"""

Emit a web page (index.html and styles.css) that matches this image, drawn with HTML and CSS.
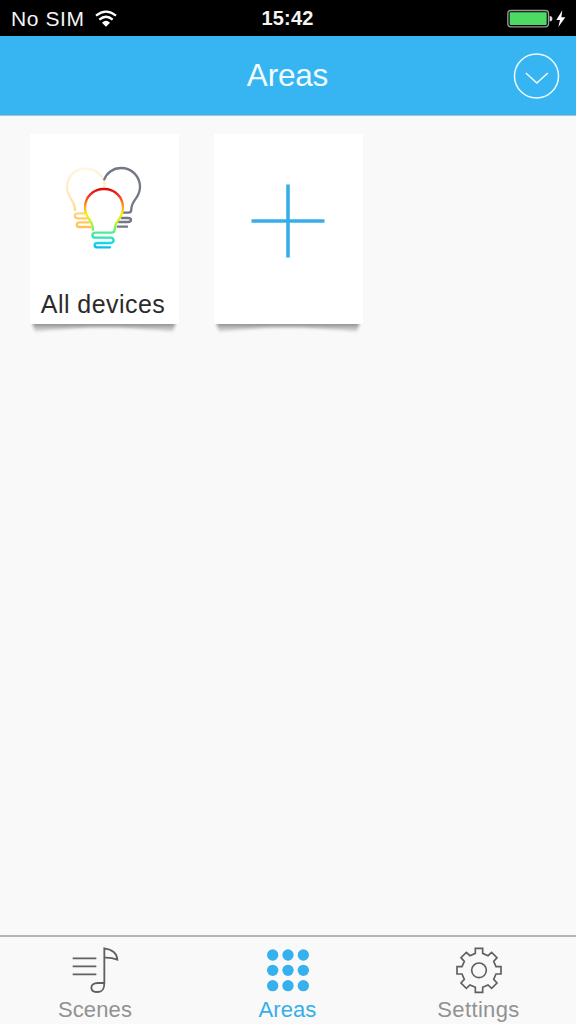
FILE: index.html
```html
<!DOCTYPE html>
<html lang="en">
<head>
<meta charset="utf-8">
<title>Areas</title>
<link rel="stylesheet" href="styles.css">
</head>
<body>
<div class="app">
  <div class="status">
    <div class="carrier"><span>No SIM</span>
      <svg class="wifi" viewBox="0 0 66 51"><g fill="none" stroke="#fff" stroke-width="7"><path d="M3 17Q33-7 63 17"/><path d="M13 29Q33 11 53 29"/></g><path d="M21 38Q33 27 45 38L33 50Z" fill="#fff"/></svg>
    </div>
    <time class="clock">15:42</time>
    <svg class="battery" viewBox="0 0 177 60"><rect x="2.5" y="4.500" width="122" height="49" rx="9" fill="none" stroke="#999" stroke-width="4"/><rect x="8" y="10" width="111" height="38" rx="3" fill="#4cd964"/><path d="M128 21Q136 21 136 29T128 37Z" fill="#ddd"/><path d="M166 4L148 33H159L154 54L175 25H163Z" fill="#fff"/></svg>
  </div>
  <header class="nav">
    <h1>Areas</h1>
    <svg class="more" viewBox="0 0 138 138"><g fill="none" stroke="#effbff" stroke-width="4.500"><circle cx="67.500" cy="69" r="66"/><path d="M35.500 60L68.500 90L101.500 60"/></g></svg>
  </header>
  <main class="areas">
    <div class="card">
      <svg class="bulbs" viewBox="0 0 330 330">
        <defs><linearGradient id="warm" x1="0" y1="50" x2="0" y2="235" gradientUnits="userSpaceOnUse"><stop offset="0" stop-color="#fff5e2"/><stop offset=".5" stop-color="#ffe7b8"/><stop offset="1" stop-color="#ffc04d"/></linearGradient>
        <linearGradient id="rainbow" x1="0" y1="114" x2="0" y2="294" gradientUnits="userSpaceOnUse"><stop offset="0" stop-color="#d90b0b"/><stop offset=".12" stop-color="#f42c13"/><stop offset=".28" stop-color="#ff9322"/><stop offset=".44" stop-color="#fff00a"/><stop offset=".62" stop-color="#a0f544"/><stop offset=".77" stop-color="#42eaa0"/><stop offset=".92" stop-color="#10d9e8"/><stop offset="1" stop-color="#0eb7ef"/></linearGradient></defs>
        <g fill="none" stroke-width="7" stroke-linecap="round" stroke-linejoin="round">
          <path stroke="url(#warm)" d="M75 180C75 151 51 143 51 112C51 78 76 56 107 56C134 56 157 73 163 98V112M104 190H84C71 190 71 205 84 205H112M116 217H90C77 217 77 231 90 231H122"/>
          <path stroke="#737787" d="M163 88C170 68 190 54 213 54C246 54 270 80 270 111C270 145 244 149 244 178Q244 188 235 188H218M214 204H234C246 204 246 216 234 216H206M203 230H231"/>
          <path stroke="url(#rainbow)" d="M129 239C129 209 105 205 105 174C105 141 129 117 162 117C195 117 219 141 219 174C219 207 194 211 194 238Q194 248 184 248H137C124 248 124 263 137 263H181C194 263 194 279 181 279H143C131 279 131 292 143 292H180"/>
        </g>
      </svg>
      <span class="label">All devices</span>
      <svg class="shadow" viewBox="0 0 149 14"><defs><linearGradient id="fade" gradientUnits="userSpaceOnUse" x1="0" y1="0" x2="0" y2="9"><stop stop-color="#777" stop-opacity=".8"/><stop offset="1" stop-color="#999" stop-opacity=".12"/></linearGradient><filter id="soft" filterUnits="userSpaceOnUse" x="-5" y="-12" width="159" height="30"><feGaussianBlur stdDeviation="1.5"/></filter></defs><path d="M1-6H147L143 8Q74-1 5 8Z" fill="url(#fade)" filter="url(#soft)"/></svg>
    </div>
    <div class="card">
      <svg class="plus" viewBox="0 0 74 74"><path d="M37 .5V73.500M.5 37H73.500" stroke="#36aee8" stroke-width="3.600"/></svg>
      <svg class="shadow" viewBox="0 0 149 14"><path d="M1-6H147L143 8Q74-1 5 8Z" fill="url(#fade)" filter="url(#soft)"/></svg>
    </div>
  </main>
  <nav class="tabs">
    <div class="tab scenes">
      <svg viewBox="-3 0 144 144"><g fill="none" stroke="#606060" stroke-width="5.500"><path d="M2 37H73M2 61H73M2 85H73"/><path d="M97 111V7C116 10 135 19 136 41Q118 34 97 35M97 111H77C66 111 58 117 58 125C58 134 66 138 77 138C91 138 97 131 97 111Z"/></g></svg>
      <span>Scenes</span>
    </div>
    <div class="tab active">
      <svg viewBox="0 -1 144 144"><g fill="#37b0ee"><circle cx="26" cy="26" r="17"/><circle cx="72" cy="26" r="17"/><circle cx="118" cy="26" r="17"/><circle cx="26" cy="72" r="17"/><circle cx="72" cy="72" r="17"/><circle cx="118" cy="72" r="17"/><circle cx="26" cy="118" r="17"/><circle cx="72" cy="118" r="17"/><circle cx="118" cy="118" r="17"/></g></svg>
      <span>Areas</span>
    </div>
    <div class="tab settings">
      <svg viewBox="-72 -73 144 144"><g fill="none" stroke="#606060" stroke-width="5"><circle r="22"/><path d="M-11-66H11V-51L27-44L38-54L54-38L44-27L51-11H66V11H51L44 27L54 38L38 54L27 44L11 51V66H-11V51L-27 44L-38 54L-54 38L-44 27L-51 11H-66V-11H-51L-44-27L-54-38L-38-54L-27-44L-11-51Z"/></g></svg>
      <span>Settings</span>
    </div>
  </nav>
</div>
</body>
</html>
```
FILE: styles.css
```css
* { box-sizing: border-box; }
body { margin: 0; font-family: "Liberation Sans", Arial, sans-serif; }
svg { display: block; }
.app { height: 1024px; display: flex; flex-direction: column; background: #f9f9f9; overflow: hidden; }
.status { height: 36px; flex: none; display: grid; grid-template-columns: 1fr auto 1fr; align-items: center; padding: 0 10px 0 11px; background: #000; color: #f4f4f4; }
.carrier { display: flex; align-items: center; gap: 10px; font-size: 21px; line-height: 36px; letter-spacing: .6px; }
.carrier span { padding-top: 1px; }
.wifi { width: 22px; height: 17px; }
.clock { font-size: 20px; font-weight: bold; letter-spacing: .2px; line-height: 37px; margin-left: -2px; }
.battery { width: 59px; height: 20px; justify-self: end; }
.nav { height: 80px; flex: none; display: grid; grid-template-columns: 1fr auto 1fr; align-items: center; padding: 0 16px 0 16px; background: #36b5f2; border-bottom: 1px solid #a3c5d5; }
.nav h1 { grid-column: 2; margin: 0 1px 0 0; color: #f1fcff; font-size: 31.500px; font-weight: normal; line-height: 79px; letter-spacing: -.2px; }
.more { width: 46px; height: 46px; justify-self: end; overflow: visible; }
.areas { flex: 1; display: flex; align-items: flex-start; gap: 35px; padding: 18px 29.500px; }
.card { position: relative; width: 149px; height: 190px; flex: none; display: flex; flex-direction: column; align-items: center; background: #fff; }
.bulbs { width: 110px; height: 110px; margin-top: 16px; align-self: flex-start; margin-left: 20.500px; }
.label { margin: 29px 2px 0 0; font-size: 25px; line-height: 30px; letter-spacing: .45px; color: #2b2b2b; white-space: nowrap; }
.plus { width: 74px; height: 74px; margin-top: 50px; }
.shadow { position: absolute; left: 0; top: 190px; width: 149px; height: 14px; }
.tabs { height: 89px; flex: none; display: grid; grid-template-columns: repeat(3, 1fr); padding: 0; border-top: 2px solid #b5b5b5; background: #f9f9f9; }
.tab { display: flex; flex-direction: column; align-items: center; padding-top: 9px; color: #929292; font-size: 22px; letter-spacing: .1px; }
.tab svg { width: 48px; height: 48px; }
.tab span { line-height: 30px; margin-top: 1px; }
.tab.scenes { padding-right: 2px; }
.tab.active { color: #37aeea; }
.tab.active span { margin-right: 1px; }
.tab.settings { letter-spacing: .35px; padding-right: 3px; }
```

"""

Pick out each line containing the string "styles" and copy it.

# The response
Emit a web page (index.html and styles.css) that matches this image, drawn with HTML and CSS.
<link rel="stylesheet" href="styles.css">
FILE: styles.css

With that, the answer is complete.